Not exactly. Did you not hear about Blaine’s previous stunt were he did the buried alive gig? This wasn’t like that - he was in the chamber the whole time. However, as was mentioned, it probably wasn’t as cold as we’re led to believe. I don’t know about the plexiglas part.
What annoys me most about Blaine is not his presentation style. He just walks up to people and says, “Hey, can I show you something?” Not always the best approach in, say, New York City. Also he does a lot of post-preduction - only including the successful bits (duh), editing out parts of the tricks for set up, swapping out footage for the levitation skit. But what bothers me most is his attitude. He goes around with this mysterious air and tries to get people to think that he has some real mystical ability. He doesn’t do like most professional magicians and mentalists who fully admit that what they do is trickery. He lets people propose all sorts of believing stuff and just stands their coldly and “mysteriously”.
astro said:
What do you mean by “defied credibility”? He was actually in the block for the whole time. The trickery is that it wasn’t nearly as cold as we’re led to believe. For instance, pump some warm air into the chamber “so he can get fresh oxygen”. This was more of an endurance stunt. How long can you stand?
That’s the whole point. It was an absurd notion that any human being is going to be able to survive more than a day in the environment he specified.
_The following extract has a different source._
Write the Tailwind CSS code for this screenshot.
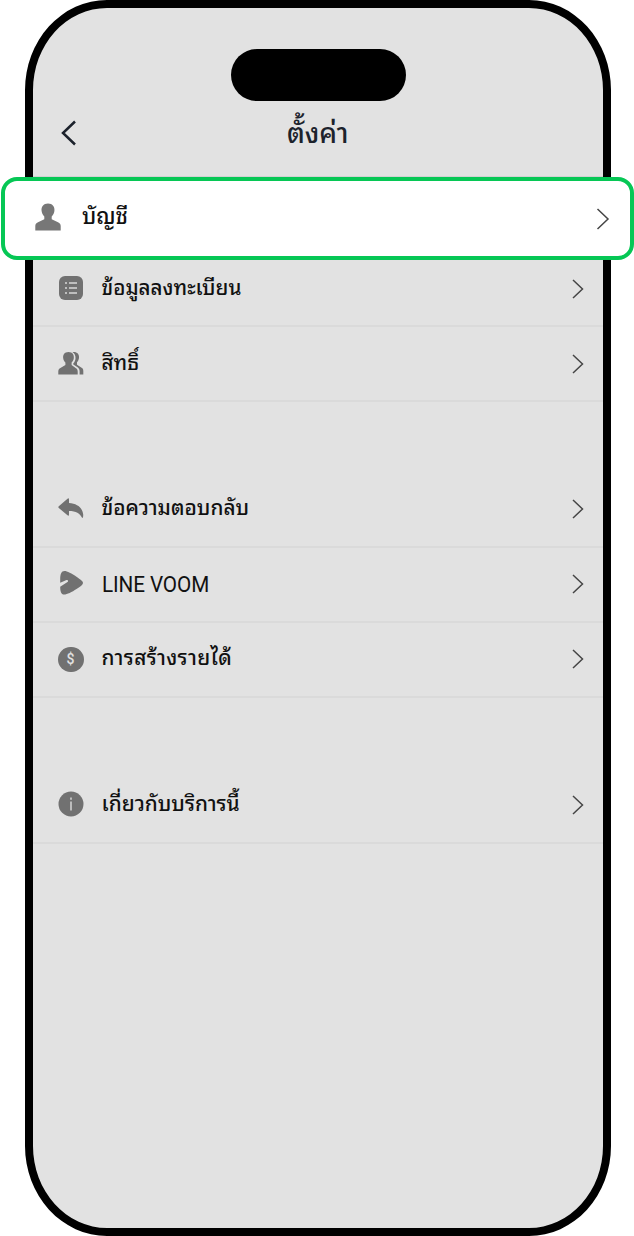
<!DOCTYPE html>
<html lang="th">
<head>
<meta charset="utf-8">
<title>ตั้งค่า</title>
<script src="https://cdn.jsdelivr.net/npm/@tailwindcss/browser@4"></script>
</head>
<body class="bg-white">
<main class="relative h-[1236px] w-[634px] overflow-hidden font-['Roboto','Noto_Sans_Thai_Looped','Loma',sans-serif] text-[#111111]">
  <div class="ml-[24.500px] flex h-[1236px] w-[586.500px] flex-col overflow-hidden rounded-[82px/90px] border-8 border-black bg-[#e2e2e2]">
    <div class="mx-auto mt-[41px] h-[52px] w-[175px] shrink-0 translate-x-px rounded-full bg-black"></div>
    <header class="grid h-[75px] shrink-0 grid-cols-[1fr_auto_1fr] items-start pl-[27px] pr-[27px] text-[#1c222c]">
      <svg class="mt-[19px] h-[26px] w-[18px]" viewBox="0 0 18 26" fill="none" stroke="currentColor" stroke-width="2.500"><path d="M15 1.500 3 13 15 24.500"/></svg>
      <h1 class="mt-[17px] text-[27.500px] font-medium leading-8">ตั้งค่า</h1>
      <span></span>
    </header>
    <div class="h-[67px] shrink-0 border-t-2 border-[#d2d2d2]"></div>
    <ul class="[&_svg]:shrink-0">
      <li class="flex h-[84px] items-center border-b-2 border-[#dadada] pl-[25px] pr-[18px]">
        <svg class="mt-[7px] h-[26px] w-[26px] text-[#717171]" viewBox="0 0 26 26"><rect x="1" y="1" width="24" height="24" rx="6" fill="currentColor"/><path d="M7 8h2M7 13h2M7 18h2M11 8h8M11 13h8M11 18h8" stroke="#d8d8d8" stroke-width="1.500"/></svg>
        <span class="ml-[18px] mt-[9px] flex-1 text-[20.600px] font-medium">ข้อมูลลงทะเบียน</span>
        <svg class="mt-[10px] h-[22px] w-[14px]" viewBox="0 0 14 22" fill="none" stroke="#454545" stroke-width="1.500"><path d="m2 2 9.500 9-9.500 9"/></svg>
      </li>
      <li class="flex h-[75px] items-center border-b-2 border-[#dadada] pl-[25px] pr-[18px]">
        <svg class="-mt-[2px] h-[26px] w-[26px] text-[#717171]" viewBox="0 0 26 26" fill="currentColor"><path d="M10.500 2C6.500 2 4.800 4.800 5.200 8.200c.3 2.200 1.200 3.200 2.200 4.400v2.400L2 18.300C.9 19 .3 20 .3 21.500V24.500h19.400v-3c0-1.500-.6-2.500-1.700-3.200l-4.400-3.300v-2.400c1-1.200 1.900-2.200 2.200-4.400C16.200 4.800 14.500 2 10.500 2Z"/><path d="M14.500 2.200c4-.7 7 1.700 6.500 5.800-.3 2-1 3.200-2 4.300v2.500l5 3.300c1 .7 1.300 1.600 1.300 2.800v3.600h-3.700v-3.200c0-2-1-3.300-2.400-4.200L15.300 14.500v-1.200c1.200-1.200 2-2.800 2.200-4.900.2-2.700-.8-5-3-6.200Z"/></svg>
        <span class="ml-[18px] flex-1 text-[20.600px] font-medium">สิทธิ์</span>
        <svg class="h-[22px] w-[14px]" viewBox="0 0 14 22" fill="none" stroke="#454545" stroke-width="1.500"><path d="m2 2 9.500 9-9.500 9"/></svg>
      </li>
    </ul>
    <ul class="mt-[70.500px] [&_svg]:shrink-0">
      <li class="flex h-[75px] items-center border-b-2 border-[#dadada] pl-[25px] pr-[18px]">
        <svg class="h-[26px] w-[26px] text-[#717171]" viewBox="0 0 26 26" fill="currentColor"><path d="M.8 10.200 9.500 2.700Q11 1.500 11 3.500V7c8.500.5 13.500 5 14.200 11.500.1 2-.2 3.500-1 3.500C22 17.500 18 15 11 15v3.500q0 2-1.500.8L.8 12Q-.2 11.100.8 10.200Z"/></svg>
        <span class="ml-[18px] flex-1 text-[20.800px] font-medium">ข้อความตอบกลับ</span>
        <svg class="h-[22px] w-[14px]" viewBox="0 0 14 22" fill="none" stroke="#454545" stroke-width="1.500"><path d="m2 2 9.500 9-9.500 9"/></svg>
      </li>
      <li class="flex h-[75px] items-center border-b-2 border-[#dadada] pl-[25px] pr-[18px]">
        <svg class="-mt-[2px] h-[26px] w-[26px] text-[#717171]" viewBox="0 0 26 26" fill="currentColor"><path d="M2.200 8.500C2.300 4.500 3.300 1 6.500 1c2.500 0 7.500 2.500 12 5.800 4 2.800 6.500 4.400 6.500 6.200s-2.500 3.500-6.500 6c-4.500 3-9.500 5.500-12.300 5.500-3.200 0-4-3.500-4-7.800L9.500 12c1.200-.8.4-2.600-1-2L2.200 12.800Z"/></svg>
        <span class="ml-[18px] flex-1 text-[22px] tracking-[-0.100px]"><span class="inline-block origin-left scale-x-[0.940]">LINE VOOM</span></span>
        <svg class="h-[22px] w-[14px]" viewBox="0 0 14 22" fill="none" stroke="#454545" stroke-width="1.500"><path d="m2 2 9.500 9-9.500 9"/></svg>
      </li>
      <li class="flex h-[75px] items-center border-b-2 border-[#dadada] pl-[25px] pr-[18px]">
        <span class="flex h-[25px] w-[26px] items-center justify-center rounded-full bg-[#717171] text-[14px] font-medium leading-none text-[#e2e2e2]">$</span>
        <span class="ml-[18px] flex-1 text-[20.800px] font-medium tracking-[0.350px]">การสร้างรายได้</span>
        <svg class="h-[22px] w-[14px]" viewBox="0 0 14 22" fill="none" stroke="#454545" stroke-width="1.500"><path d="m2 2 9.500 9-9.500 9"/></svg>
      </li>
    </ul>
    <ul class="mt-[71px] [&_svg]:shrink-0">
      <li class="flex h-[75px] items-center border-b-2 border-[#dadada] pl-[25px] pr-[18px]">
        <svg class="-mt-[2px] h-[26px] w-[26px]" viewBox="0 0 26 26"><circle cx="13" cy="13" r="12.500" fill="#717171"/><path d="M13 6.500v2.200M13 10.500v9" stroke="#d0d0d0" stroke-width="1.600"/></svg>
        <span class="ml-[18px] flex-1 text-[20.800px] font-medium">เกี่ยวกับบริการนี้</span>
        <svg class="h-[22px] w-[14px]" viewBox="0 0 14 22" fill="none" stroke="#454545" stroke-width="1.500"><path d="m2 2 9.500 9-9.500 9"/></svg>
      </li>
    </ul>
  </div>
  <div class="absolute left-[1px] top-[177px] flex h-[83px] w-[633px] items-center rounded-[16px] border-4 border-[#06c755] bg-white pl-[30px] pr-[20px]">
    <svg class="-mt-[3px] h-[28px] w-[26px] text-[#777777]" viewBox="0 0 26 28" fill="currentColor"><path d="M13 .5C8.500.500 6 3.800 6.600 8c.3 2.300 1.200 4 2.700 5.600v2.600L3 19.200C1.200 20 .3 21.200.3 23v4.500h25.400V23c0-1.800-.9-3-2.700-3.800l-6.300-3v-2.600c1.500-1.600 2.400-3.300 2.700-5.600C20 3.800 17.500.500 13 .500Z"/></svg>
    <span class="-mt-[2px] ml-[21px] flex-1 text-[21.800px] font-medium">บัญชี</span>
    <svg class="h-[24px] w-[14px]" viewBox="0 0 14 24" fill="none" stroke="#454545" stroke-width="1.500"><path d="m1.500 2 10.500 10-10.500 10"/></svg>
  </div>
</main>
</body>
</html>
Either there was thermal protection via a plastic “coffin” or warm air being pumped in or his anal “catheter” kept his core temperature warm or whatever. As grueling as it was it was not an “endurance stunt” it was “trick” and an obvious one made somewhat un-interesting by the fact that it was so obviously going to require some kind of fx trick to succeed.
A trick that’s an honest trick is interesting for it’s potential cleverness. An honest endurance stunt can also be interesting. An obvious trick being sold as an (dis)honest endurance stunt is not as interesting.